----- Dataset content
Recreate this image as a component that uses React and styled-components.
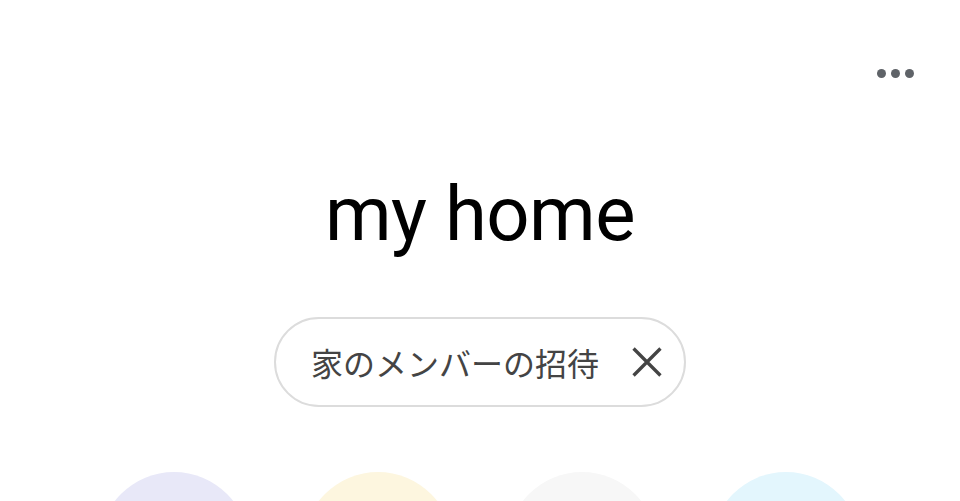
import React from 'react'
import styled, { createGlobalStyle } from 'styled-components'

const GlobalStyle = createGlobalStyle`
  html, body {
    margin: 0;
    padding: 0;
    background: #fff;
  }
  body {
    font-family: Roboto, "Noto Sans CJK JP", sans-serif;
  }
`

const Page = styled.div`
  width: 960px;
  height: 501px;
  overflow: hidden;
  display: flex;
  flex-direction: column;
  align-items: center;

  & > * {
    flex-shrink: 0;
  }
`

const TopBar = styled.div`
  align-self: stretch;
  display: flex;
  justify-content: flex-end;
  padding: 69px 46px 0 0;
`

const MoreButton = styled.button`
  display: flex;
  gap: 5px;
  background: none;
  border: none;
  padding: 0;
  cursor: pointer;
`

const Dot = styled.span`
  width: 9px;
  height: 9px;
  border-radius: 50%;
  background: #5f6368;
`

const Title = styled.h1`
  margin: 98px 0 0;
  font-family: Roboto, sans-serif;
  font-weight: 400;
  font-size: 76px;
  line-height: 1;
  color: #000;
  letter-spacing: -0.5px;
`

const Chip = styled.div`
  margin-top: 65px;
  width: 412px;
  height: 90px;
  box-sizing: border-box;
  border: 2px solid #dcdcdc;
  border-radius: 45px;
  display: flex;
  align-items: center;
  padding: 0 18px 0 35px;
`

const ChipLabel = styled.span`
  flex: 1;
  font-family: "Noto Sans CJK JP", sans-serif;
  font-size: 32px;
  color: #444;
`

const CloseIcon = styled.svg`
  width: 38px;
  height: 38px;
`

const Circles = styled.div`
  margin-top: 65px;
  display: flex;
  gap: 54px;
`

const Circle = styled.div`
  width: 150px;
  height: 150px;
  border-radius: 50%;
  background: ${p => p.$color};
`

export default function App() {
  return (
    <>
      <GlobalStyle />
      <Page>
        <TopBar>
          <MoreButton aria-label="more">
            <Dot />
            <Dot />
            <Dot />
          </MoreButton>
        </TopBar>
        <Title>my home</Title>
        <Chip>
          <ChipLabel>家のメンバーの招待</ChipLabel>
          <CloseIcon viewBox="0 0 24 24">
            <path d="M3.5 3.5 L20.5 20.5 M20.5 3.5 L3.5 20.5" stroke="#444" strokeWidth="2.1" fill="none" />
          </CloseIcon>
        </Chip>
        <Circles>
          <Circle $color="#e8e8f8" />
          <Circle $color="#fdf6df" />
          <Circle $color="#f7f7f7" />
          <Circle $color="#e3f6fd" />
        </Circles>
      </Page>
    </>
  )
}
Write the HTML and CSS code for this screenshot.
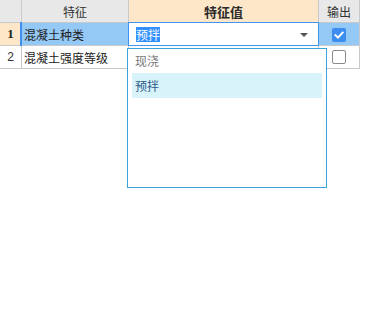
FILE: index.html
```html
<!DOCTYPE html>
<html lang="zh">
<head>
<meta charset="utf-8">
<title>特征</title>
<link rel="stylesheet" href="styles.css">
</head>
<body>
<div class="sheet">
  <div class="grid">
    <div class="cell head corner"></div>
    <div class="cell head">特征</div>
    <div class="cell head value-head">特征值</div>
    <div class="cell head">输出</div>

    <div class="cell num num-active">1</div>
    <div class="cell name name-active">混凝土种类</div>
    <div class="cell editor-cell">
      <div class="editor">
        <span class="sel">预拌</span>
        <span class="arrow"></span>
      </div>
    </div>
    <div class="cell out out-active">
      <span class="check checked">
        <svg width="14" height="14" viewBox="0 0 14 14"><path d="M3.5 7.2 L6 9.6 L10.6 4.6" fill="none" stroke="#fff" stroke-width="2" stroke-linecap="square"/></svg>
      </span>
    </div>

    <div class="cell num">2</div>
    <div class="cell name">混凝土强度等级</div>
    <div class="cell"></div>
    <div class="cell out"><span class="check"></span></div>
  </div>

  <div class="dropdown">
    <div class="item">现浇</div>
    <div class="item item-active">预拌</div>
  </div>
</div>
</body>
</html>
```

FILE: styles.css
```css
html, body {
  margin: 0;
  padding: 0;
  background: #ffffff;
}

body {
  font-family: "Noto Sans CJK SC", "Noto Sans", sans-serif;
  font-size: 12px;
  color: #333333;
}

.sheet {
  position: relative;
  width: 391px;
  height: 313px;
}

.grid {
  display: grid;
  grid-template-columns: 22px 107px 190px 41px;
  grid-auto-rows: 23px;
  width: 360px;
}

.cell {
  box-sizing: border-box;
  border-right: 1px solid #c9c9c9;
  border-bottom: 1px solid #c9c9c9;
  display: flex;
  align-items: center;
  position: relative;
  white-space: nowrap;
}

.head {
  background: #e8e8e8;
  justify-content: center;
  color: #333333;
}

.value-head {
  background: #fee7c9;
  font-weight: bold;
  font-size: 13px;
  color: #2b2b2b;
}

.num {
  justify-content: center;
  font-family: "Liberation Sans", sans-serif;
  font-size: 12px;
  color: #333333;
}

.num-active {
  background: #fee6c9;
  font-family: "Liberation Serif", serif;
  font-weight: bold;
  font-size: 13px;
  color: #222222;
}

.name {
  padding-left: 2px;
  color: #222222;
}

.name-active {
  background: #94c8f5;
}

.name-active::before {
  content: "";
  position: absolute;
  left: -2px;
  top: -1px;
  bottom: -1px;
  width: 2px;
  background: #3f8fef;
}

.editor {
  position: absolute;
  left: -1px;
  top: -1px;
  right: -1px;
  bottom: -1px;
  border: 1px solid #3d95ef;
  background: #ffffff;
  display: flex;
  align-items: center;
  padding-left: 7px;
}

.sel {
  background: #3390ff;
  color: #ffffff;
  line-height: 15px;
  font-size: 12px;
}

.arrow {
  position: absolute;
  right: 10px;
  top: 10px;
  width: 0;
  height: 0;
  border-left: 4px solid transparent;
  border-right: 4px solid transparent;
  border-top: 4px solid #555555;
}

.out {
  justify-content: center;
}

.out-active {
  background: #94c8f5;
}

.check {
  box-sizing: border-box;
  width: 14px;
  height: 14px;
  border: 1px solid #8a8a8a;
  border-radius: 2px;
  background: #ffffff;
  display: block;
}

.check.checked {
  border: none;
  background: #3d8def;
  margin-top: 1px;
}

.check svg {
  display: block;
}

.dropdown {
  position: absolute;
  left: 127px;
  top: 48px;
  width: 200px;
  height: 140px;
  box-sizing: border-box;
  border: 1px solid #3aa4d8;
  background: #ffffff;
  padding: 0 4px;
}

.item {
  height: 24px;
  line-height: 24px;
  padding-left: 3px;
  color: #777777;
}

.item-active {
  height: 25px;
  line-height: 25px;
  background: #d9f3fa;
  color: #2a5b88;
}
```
----------
Print out the material word for word, omitting the pictures.

Recreate this image as a component that uses React and styled-components.
import React from 'react'
import styled, { createGlobalStyle } from 'styled-components'

const GlobalStyle = createGlobalStyle`
  html, body {
    margin: 0;
    padding: 0;
    background: #fff;
  }
  body {
    font-family: Roboto, "Noto Sans CJK JP", sans-serif;
  }
`

const Page = styled.div`
  width: 960px;
  height: 501px;
  overflow: hidden;
  display: flex;
  flex-direction: column;
  align-items: center;

  & > * {
    flex-shrink: 0;
  }
`

const TopBar = styled.div`
  align-self: stretch;
  display: flex;
  justify-content: flex-end;
  padding: 69px 46px 0 0;
`

const MoreButton = styled.button`
  display: flex;
  gap: 5px;
  background: none;
  border: none;
  padding: 0;
  cursor: pointer;
`

const Dot = styled.span`
  width: 9px;
  height: 9px;
  border-radius: 50%;
  background: #5f6368;
`

const Title = styled.h1`
  margin: 98px 0 0;
  font-family: Roboto, sans-serif;
  font-weight: 400;
  font-size: 76px;
  line-height: 1;
  color: #000;
  letter-spacing: -0.5px;
`

const Chip = styled.div`
  margin-top: 65px;
  width: 412px;
  height: 90px;
  box-sizing: border-box;
  border: 2px solid #dcdcdc;
  border-radius: 45px;
  display: flex;
  align-items: center;
  padding: 0 18px 0 35px;
`

const ChipLabel = styled.span`
  flex: 1;
  font-family: "Noto Sans CJK JP", sans-serif;
  font-size: 32px;
  color: #444;
`

const CloseIcon = styled.svg`
  width: 38px;
  height: 38px;
`

const Circles = styled.div`
  margin-top: 65px;
  display: flex;
  gap: 54px;
`

const Circle = styled.div`
  width: 150px;
  height: 150px;
  border-radius: 50%;
  background: ${p => p.$color};
`

export default function App() {
  return (
    <>
      <GlobalStyle />
      <Page>
        <TopBar>
          <MoreButton aria-label="more">
            <Dot />
            <Dot />
            <Dot />
          </MoreButton>
        </TopBar>
        <Title>my home</Title>
        <Chip>
          <ChipLabel>家のメンバーの招待</ChipLabel>
          <CloseIcon viewBox="0 0 24 24">
            <path d="M3.5 3.5 L20.5 20.5 M20.5 3.5 L3.5 20.5" stroke="#444" strokeWidth="2.1" fill="none" />
          </CloseIcon>
        </Chip>
        <Circles>
          <Circle $color="#e8e8f8" />
          <Circle $color="#fdf6df" />
          <Circle $color="#f7f7f7" />
          <Circle $color="#e3f6fd" />
        </Circles>
      </Page>
    </>
  )
}
Write the HTML and CSS code for this screenshot.
FILE: index.html
```html
<!DOCTYPE html>
<html lang="zh">
<head>
<meta charset="utf-8">
<title>特征</title>
<link rel="stylesheet" href="styles.css">
</head>
<body>
<div class="sheet">
  <div class="grid">
    <div class="cell head corner"></div>
    <div class="cell head">特征</div>
    <div class="cell head value-head">特征值</div>
    <div class="cell head">输出</div>

    <div class="cell num num-active">1</div>
    <div class="cell name name-active">混凝土种类</div>
    <div class="cell editor-cell">
      <div class="editor">
        <span class="sel">预拌</span>
        <span class="arrow"></span>
      </div>
    </div>
    <div class="cell out out-active">
      <span class="check checked">
        <svg width="14" height="14" viewBox="0 0 14 14"><path d="M3.5 7.2 L6 9.6 L10.6 4.6" fill="none" stroke="#fff" stroke-width="2" stroke-linecap="square"/></svg>
      </span>
    </div>

    <div class="cell num">2</div>
    <div class="cell name">混凝土强度等级</div>
    <div class="cell"></div>
    <div class="cell out"><span class="check"></span></div>
  </div>

  <div class="dropdown">
    <div class="item">现浇</div>
    <div class="item item-active">预拌</div>
  </div>
</div>
</body>
</html>
```

FILE: styles.css
```css
html, body {
  margin: 0;
  padding: 0;
  background: #ffffff;
}

body {
  font-family: "Noto Sans CJK SC", "Noto Sans", sans-serif;
  font-size: 12px;
  color: #333333;
}

.sheet {
  position: relative;
  width: 391px;
  height: 313px;
}

.grid {
  display: grid;
  grid-template-columns: 22px 107px 190px 41px;
  grid-auto-rows: 23px;
  width: 360px;
}

.cell {
  box-sizing: border-box;
  border-right: 1px solid #c9c9c9;
  border-bottom: 1px solid #c9c9c9;
  display: flex;
  align-items: center;
  position: relative;
  white-space: nowrap;
}

.head {
  background: #e8e8e8;
  justify-content: center;
  color: #333333;
}

.value-head {
  background: #fee7c9;
  font-weight: bold;
  font-size: 13px;
  color: #2b2b2b;
}

.num {
  justify-content: center;
  font-family: "Liberation Sans", sans-serif;
  font-size: 12px;
  color: #333333;
}

.num-active {
  background: #fee6c9;
  font-family: "Liberation Serif", serif;
  font-weight: bold;
  font-size: 13px;
  color: #222222;
}

.name {
  padding-left: 2px;
  color: #222222;
}

.name-active {
  background: #94c8f5;
}

.name-active::before {
  content: "";
  position: absolute;
  left: -2px;
  top: -1px;
  bottom: -1px;
  width: 2px;
  background: #3f8fef;
}

.editor {
  position: absolute;
  left: -1px;
  top: -1px;
  right: -1px;
  bottom: -1px;
  border: 1px solid #3d95ef;
  background: #ffffff;
  display: flex;
  align-items: center;
  padding-left: 7px;
}

.sel {
  background: #3390ff;
  color: #ffffff;
  line-height: 15px;
  font-size: 12px;
}

.arrow {
  position: absolute;
  right: 10px;
  top: 10px;
  width: 0;
  height: 0;
  border-left: 4px solid transparent;
  border-right: 4px solid transparent;
  border-top: 4px solid #555555;
}

.out {
  justify-content: center;
}

.out-active {
  background: #94c8f5;
}

.check {
  box-sizing: border-box;
  width: 14px;
  height: 14px;
  border: 1px solid #8a8a8a;
  border-radius: 2px;
  background: #ffffff;
  display: block;
}

.check.checked {
  border: none;
  background: #3d8def;
  margin-top: 1px;
}

.check svg {
  display: block;
}

.dropdown {
  position: absolute;
  left: 127px;
  top: 48px;
  width: 200px;
  height: 140px;
  box-sizing: border-box;
  border: 1px solid #3aa4d8;
  background: #ffffff;
  padding: 0 4px;
}

.item {
  height: 24px;
  line-height: 24px;
  padding-left: 3px;
  color: #777777;
}

.item-active {
  height: 25px;
  line-height: 25px;
  background: #d9f3fa;
  color: #2a5b88;
}
```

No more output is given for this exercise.